Sophie’s voice is agitated. “Oh, my God, you guys, I just got the worst news! You won’t believe it!”

Barclay says, “What? What?”

It’s almost midday, and the skaters are already doing their thing, and the colors are bright because it’s autumn. No time is as perfect as autumn, even if you’re a development girl on the phone with hack publicists and you are late. Madison listens absently and walks down to the edge of the rail overlooking the rink. The holidays feel like some fever up ahead, and that’s what she’ll remember thinking when Sophie breaks the news that this girl she knows, Samantha Lee, from one of the galleries — beautiful girl, knows a ton of people — she was walking in midtown yesterday and this guy, some guy, he just came up behind her and he just smashed her head with a brick, just took this brick and swung it at her head and just totally knocked her out, like, knocked her down on the street, and then she was on the street with her skull all smashed in and bleeding and everything.
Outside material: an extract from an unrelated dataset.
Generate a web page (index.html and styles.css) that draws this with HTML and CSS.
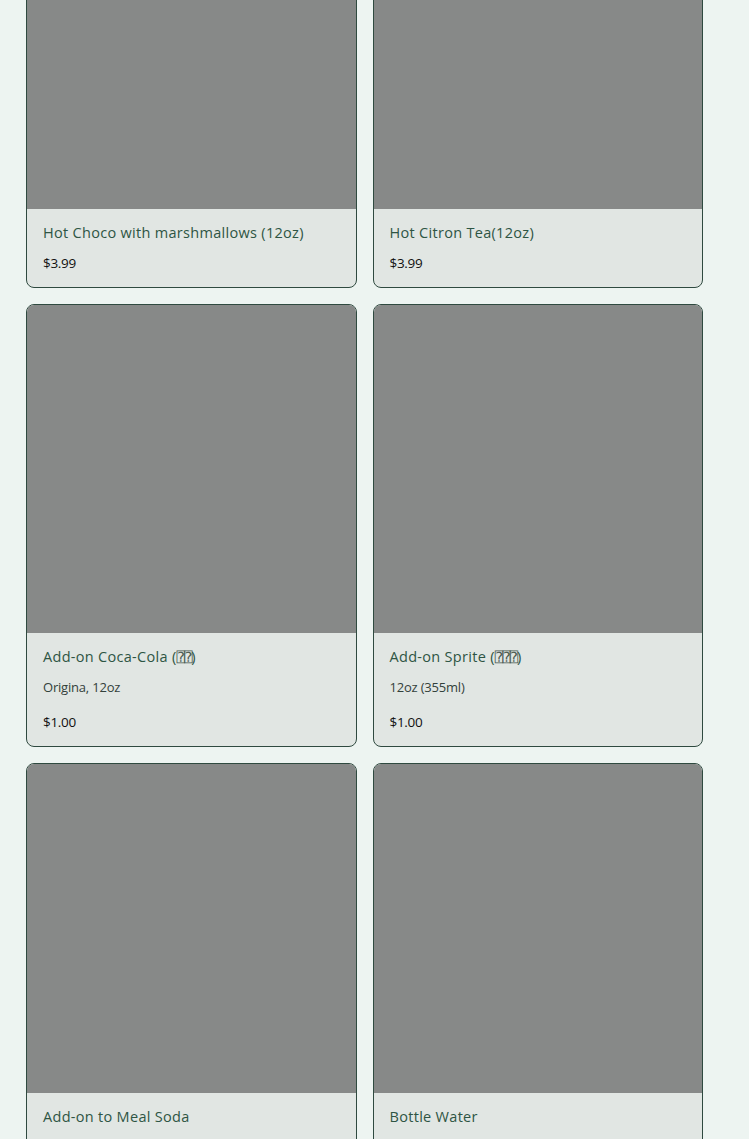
FILE: index.html
```html
<!DOCTYPE html>
<html lang="en">
<head>
    <meta charset="UTF-8">
    <meta name="viewport" content="width=device-width, initial-scale=1.0">
    <title>Drinks</title>
    <link rel="stylesheet" href="styles.css">
</head>
<body>

    <div class="menu-grid">
        <div class="item-card">
            <div class="item-photo"></div>
            <div class="item-info">
                <h3 class="item-name">Hot Choco with marshmallows (12oz)</h3>
                <p class="item-price">$3.99</p>
            </div>
        </div>
        <div class="item-card">
            <div class="item-photo"></div>
            <div class="item-info">
                <h3 class="item-name">Hot Citron Tea(12oz)</h3>
                <p class="item-price">$3.99</p>
            </div>
        </div>
        <div class="item-card">
            <div class="item-photo"></div>
            <div class="item-info">
                <h3 class="item-name">Add-on Coca-Cola (<span class="tofu">⍰⍰</span>)</h3>
                <p class="item-desc">Origina, 12oz</p>
                <p class="item-price">$1.00</p>
            </div>
        </div>
        <div class="item-card">
            <div class="item-photo"></div>
            <div class="item-info">
                <h3 class="item-name">Add-on Sprite (<span class="tofu">⍰⍰⍰</span>)</h3>
                <p class="item-desc">12oz (355ml)</p>
                <p class="item-price">$1.00</p>
            </div>
        </div>
        <div class="item-card">
            <div class="item-photo"></div>
            <div class="item-info">
                <h3 class="item-name">Add-on to Meal Soda</h3>
                <p class="item-desc">Coke, Diet Coke, Sprite, Ginger Ale</p>
                <p class="item-price">$1.00</p>
            </div>
        </div>
        <div class="item-card">
            <div class="item-photo"></div>
            <div class="item-info">
                <h3 class="item-name">Bottle Water</h3>
                <p class="item-desc">16.9oz (500ml)</p>
                <p class="item-price">$1.00</p>
            </div>
        </div>
    </div>

</body>
</html>
```

FILE: styles.css
```css
body {
    margin: 0;
    padding: 0;
    background-color: #edf4f1;
    font-family: 'Open Sans', 'Liberation Sans', sans-serif;
    overflow: hidden;
}

/* page is scrolled: first row starts above the window */
.menu-grid {
    display: grid;
    grid-template-columns: 1fr 1fr;
    gap: 16px;
    width: 677px;
    margin: -121px 0 0 26px;
}

.item-card {
    border: 1px solid #2f4a40;
    border-radius: 8px;
    overflow: hidden;
    background-color: #e1e6e3;
}

.item-photo {
    aspect-ratio: 1 / 1;
    background-color: #878988;
}

.item-info {
    padding: 14px 16px 14px;
}

.item-name {
    margin: 0 0 10px;
    font-size: 14.5px;
    line-height: 20px;
    font-weight: normal;
    color: #2e5544;
    letter-spacing: 0.3px;
}

.item-name .tofu {
    font-family: 'DejaVu Sans Mono', 'DejaVu Sans', monospace;
    font-size: 14px;
    letter-spacing: -1px;
    color: #4a5a52;
}

.item-desc {
    margin: 0 0 15px;
    font-size: 13px;
    line-height: 20px;
    color: #33413b;
    letter-spacing: -0.2px;
}

.item-price {
    margin: 0;
    font-size: 13.5px;
    line-height: 20px;
    color: #111;
    letter-spacing: -0.3px;
}
```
“Oh, my God,” Barclay says. “That is so awful. That is so horrible. That is so sad. Is she dead?”

“She’s in the hospital. It’s all over the papers.”

Madison says, “Did she go to Lenox Hill? She should definitely go to Lenox Hill.”

“What party did she come to?” Barclay asks.

“She came to a lot of parties,” Sophie says. “You know who she is. She was going out with that guy, what was his name, the painter guy.”

And that’s what Madison takes with her, along with her impatience and her irritation, on the way into the office. She is carrying the name of a woman who got her head smashed in by some guy on the street, and it’s all kind of too much, the prospect of Vanessa is too much, so she pretty much turns right around and leaves, to meet Zimri, the Internet start-up guy, for lunch at the new Indian place on Forty-eighth Street, because why not? Madison likes a guy who doesn’t have to look through a hundred calendar pages before he can make a lunch date, or who at least has an efficient secretary, and she also really likes a guy who is standing when she comes in. Slow this instant down for a second, how about? Because the most important part of the day is the part you spend at lunch, and she does the important phone calls in the cab and then she just goes straight to lunch, because lunch is a legitimate expression of business.

Zimri Enderby is pleased to meet her, and Zimri is cute, and Zimri has an oblique smile that is endearing and impossible to pin down at the same time, like no matter what you say to him, you will not be able to figure out what he thinks. He holds her seat for her, and touches her on the biceps, just faintly, a brushing past of the fingertips, like he’s the archaeologist and she’s the intact vase in the peat bog, and then he sits. There’s something stern about Zimri Enderby. That’s what Madison thinks, even though he also has a button-down collar on his shirt, it’s so frigging preppie, are Mormons preppies? And he orders everything as if he’s familiar with it. Well, so he’s a Mormon who knows how to order Indian food. And pleasantries get exchanged, according to some etiquette manual of pleasantries. Zimri hints about how he thinks the election will turn out, and Madison is tempted to say something, but the Vanderbilt girls, when they decided that Madison was the selection for this month, they insisted that she not say anything about politics for the entire month, no matter what, because no one pays any attention to politics anyhow and no one ever got a business started by caring about politics. The only thing you need to know about politics is that a check of a certain size will buy you access to politicians of any party at any time. Ten thousand bucks gets you all the access you need. Zimri is the kind of guy who could write a check of a certain size.